-- BEGIN Record set --

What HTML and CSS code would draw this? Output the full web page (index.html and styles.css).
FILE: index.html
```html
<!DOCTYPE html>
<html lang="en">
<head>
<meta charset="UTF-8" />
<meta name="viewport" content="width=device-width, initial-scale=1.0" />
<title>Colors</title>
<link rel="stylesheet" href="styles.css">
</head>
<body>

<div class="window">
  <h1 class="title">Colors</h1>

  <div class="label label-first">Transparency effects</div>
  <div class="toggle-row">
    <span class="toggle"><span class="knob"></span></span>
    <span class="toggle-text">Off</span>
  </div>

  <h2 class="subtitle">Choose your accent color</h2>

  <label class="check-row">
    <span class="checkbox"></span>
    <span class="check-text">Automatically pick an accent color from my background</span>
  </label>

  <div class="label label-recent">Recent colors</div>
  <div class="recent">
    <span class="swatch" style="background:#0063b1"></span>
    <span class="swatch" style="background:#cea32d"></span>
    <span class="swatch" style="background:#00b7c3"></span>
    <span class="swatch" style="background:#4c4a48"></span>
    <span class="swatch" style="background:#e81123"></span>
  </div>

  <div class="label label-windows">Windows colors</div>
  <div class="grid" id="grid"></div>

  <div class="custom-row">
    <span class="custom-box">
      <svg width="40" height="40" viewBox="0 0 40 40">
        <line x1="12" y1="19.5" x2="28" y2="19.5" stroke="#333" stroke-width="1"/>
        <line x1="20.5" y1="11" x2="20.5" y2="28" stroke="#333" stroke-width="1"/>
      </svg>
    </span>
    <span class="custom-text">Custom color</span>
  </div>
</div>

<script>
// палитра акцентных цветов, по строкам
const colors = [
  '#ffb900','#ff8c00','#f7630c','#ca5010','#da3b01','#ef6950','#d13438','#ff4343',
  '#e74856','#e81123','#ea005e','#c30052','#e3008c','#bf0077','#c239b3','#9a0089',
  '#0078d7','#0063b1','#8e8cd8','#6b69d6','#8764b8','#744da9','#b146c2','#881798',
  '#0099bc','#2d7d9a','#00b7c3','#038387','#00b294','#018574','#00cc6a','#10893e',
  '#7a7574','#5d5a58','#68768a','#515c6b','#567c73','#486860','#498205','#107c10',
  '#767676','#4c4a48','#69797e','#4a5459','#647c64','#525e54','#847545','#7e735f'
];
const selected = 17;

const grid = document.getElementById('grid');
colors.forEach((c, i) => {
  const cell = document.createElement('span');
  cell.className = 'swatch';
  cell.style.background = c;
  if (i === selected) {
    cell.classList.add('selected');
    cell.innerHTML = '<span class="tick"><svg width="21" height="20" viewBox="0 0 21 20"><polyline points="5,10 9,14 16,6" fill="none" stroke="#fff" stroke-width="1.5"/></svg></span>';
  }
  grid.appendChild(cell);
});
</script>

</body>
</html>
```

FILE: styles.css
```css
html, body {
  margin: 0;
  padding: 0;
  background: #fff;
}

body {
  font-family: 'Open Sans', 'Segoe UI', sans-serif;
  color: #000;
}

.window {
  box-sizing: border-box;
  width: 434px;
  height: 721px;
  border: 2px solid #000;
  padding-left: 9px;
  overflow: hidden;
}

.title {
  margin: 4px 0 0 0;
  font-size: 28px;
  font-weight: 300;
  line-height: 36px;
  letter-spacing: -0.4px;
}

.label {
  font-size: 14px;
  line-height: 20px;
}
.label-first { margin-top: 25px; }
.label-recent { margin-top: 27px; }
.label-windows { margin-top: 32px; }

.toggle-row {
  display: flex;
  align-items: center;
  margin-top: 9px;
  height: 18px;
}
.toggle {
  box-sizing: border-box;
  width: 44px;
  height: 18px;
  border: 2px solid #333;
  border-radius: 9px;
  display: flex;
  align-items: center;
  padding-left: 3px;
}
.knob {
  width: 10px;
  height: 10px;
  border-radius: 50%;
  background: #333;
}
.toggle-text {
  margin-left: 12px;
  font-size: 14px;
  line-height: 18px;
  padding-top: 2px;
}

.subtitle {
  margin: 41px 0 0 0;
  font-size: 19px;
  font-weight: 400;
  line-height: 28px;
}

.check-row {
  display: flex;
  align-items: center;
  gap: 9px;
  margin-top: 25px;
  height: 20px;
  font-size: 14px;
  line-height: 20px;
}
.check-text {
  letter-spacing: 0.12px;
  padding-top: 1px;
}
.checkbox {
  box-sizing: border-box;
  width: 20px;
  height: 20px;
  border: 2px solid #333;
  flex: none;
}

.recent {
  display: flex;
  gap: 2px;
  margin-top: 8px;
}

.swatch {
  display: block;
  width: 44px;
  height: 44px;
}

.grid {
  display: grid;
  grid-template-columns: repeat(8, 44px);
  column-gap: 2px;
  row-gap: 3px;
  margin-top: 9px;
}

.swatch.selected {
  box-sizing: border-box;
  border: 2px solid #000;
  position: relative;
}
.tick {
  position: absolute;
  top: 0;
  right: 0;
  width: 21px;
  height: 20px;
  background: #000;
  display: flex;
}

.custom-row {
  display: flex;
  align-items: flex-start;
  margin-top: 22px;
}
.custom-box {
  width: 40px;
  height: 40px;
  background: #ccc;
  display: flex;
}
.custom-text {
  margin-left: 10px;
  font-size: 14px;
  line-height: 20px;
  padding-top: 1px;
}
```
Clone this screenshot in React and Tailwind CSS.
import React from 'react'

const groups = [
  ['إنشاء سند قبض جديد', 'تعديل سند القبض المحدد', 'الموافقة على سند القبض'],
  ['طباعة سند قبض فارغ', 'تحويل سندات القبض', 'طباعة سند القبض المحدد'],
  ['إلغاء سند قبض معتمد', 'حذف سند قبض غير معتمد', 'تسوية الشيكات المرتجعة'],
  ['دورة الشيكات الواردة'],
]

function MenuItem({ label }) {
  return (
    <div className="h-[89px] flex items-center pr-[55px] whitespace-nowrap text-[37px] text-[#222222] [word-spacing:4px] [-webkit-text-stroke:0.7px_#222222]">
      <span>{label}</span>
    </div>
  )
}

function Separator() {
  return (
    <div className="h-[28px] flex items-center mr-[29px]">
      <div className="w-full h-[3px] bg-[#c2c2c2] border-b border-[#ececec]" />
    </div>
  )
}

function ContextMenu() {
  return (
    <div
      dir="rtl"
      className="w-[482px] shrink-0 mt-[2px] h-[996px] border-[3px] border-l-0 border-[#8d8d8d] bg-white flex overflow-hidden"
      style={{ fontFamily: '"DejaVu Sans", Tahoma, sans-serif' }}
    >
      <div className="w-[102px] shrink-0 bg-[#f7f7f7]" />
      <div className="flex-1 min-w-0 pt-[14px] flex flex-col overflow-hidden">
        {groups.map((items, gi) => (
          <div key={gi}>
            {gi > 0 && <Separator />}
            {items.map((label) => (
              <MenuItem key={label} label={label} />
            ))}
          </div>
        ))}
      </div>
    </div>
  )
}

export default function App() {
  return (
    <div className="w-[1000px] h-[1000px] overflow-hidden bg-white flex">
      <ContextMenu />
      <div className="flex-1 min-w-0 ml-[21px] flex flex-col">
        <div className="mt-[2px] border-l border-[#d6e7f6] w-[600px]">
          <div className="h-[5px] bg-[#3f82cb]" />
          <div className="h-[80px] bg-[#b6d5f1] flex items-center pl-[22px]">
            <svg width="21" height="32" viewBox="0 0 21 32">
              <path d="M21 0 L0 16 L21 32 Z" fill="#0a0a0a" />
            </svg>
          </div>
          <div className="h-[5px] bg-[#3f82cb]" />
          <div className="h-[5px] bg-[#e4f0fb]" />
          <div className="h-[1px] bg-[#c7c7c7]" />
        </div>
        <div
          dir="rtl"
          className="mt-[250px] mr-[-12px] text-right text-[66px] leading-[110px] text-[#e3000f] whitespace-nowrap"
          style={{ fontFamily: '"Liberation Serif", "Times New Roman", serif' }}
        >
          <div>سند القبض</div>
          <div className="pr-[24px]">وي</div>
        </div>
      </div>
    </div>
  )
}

-- END Record set --

Requirements. Copy out each line of the data containing the string "index".

Finished answer.
What HTML and CSS code would draw this? Output the full web page (index.html and styles.css).
FILE: index.html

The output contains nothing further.